Der polnische Bürgerbeauftragte ist weitaus mächtiger als viele seiner Kollegen in den europäischen Nachbarstaaten. Qua Verfassung ist Bodnar der offizielle Hüter der Rechte und Freiheiten aller Bürger im Land und dabei nur dem Parlament Rechenschaft schuldig. Seit der Machtübernahme durch die Partei "Recht und Gerechtigkeit" ist der Bürgerbeauftrage gleichzeitig aber auch einer der bedeutendsten Gegenspieler der Regierung. Spaß – sagt Bondar – mache das nicht wirklich. Aber es sei nun mal sein Job. Hat er Angst, von der Regierung kaltgestellt zu werden?

"Ich habe nichts verbrochen"

"Ich habe nichts verbrochen, und daran halte ich mich. Wenn ich erfahre, dass ich angeblich eine Straftat begangen haben sollte, dann werde ich überlegen, was zu tun ist. Es wäre aber ziemlich unsinnig, a priori darüber nachzudenken welche Konsequenzen mich irgendwann erreichen könnten oder mit welchen politischen Schikanen ich rechnen muss. Das ist nicht meins. Ich habe hier einen Job zu erledigen."
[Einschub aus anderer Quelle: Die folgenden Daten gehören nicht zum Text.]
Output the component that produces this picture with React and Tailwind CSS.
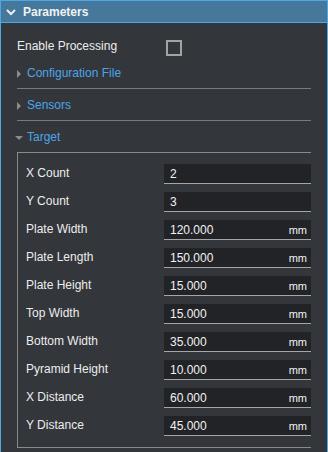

Ans Aufgeben denkt Adam Bodnar aber nicht. Als er vor über einem Jahrzehnt führende Politiker in Polen mit den CIA-Gefängnis-Vorwürfen konfrontierte, da konnte sich auch niemand vorstellen, dass der emsige Jurist sich durchsetzen würde. Warum sollte es heute bei seinem Kampf gegen die Nationalkonservative Regierung also anders sein.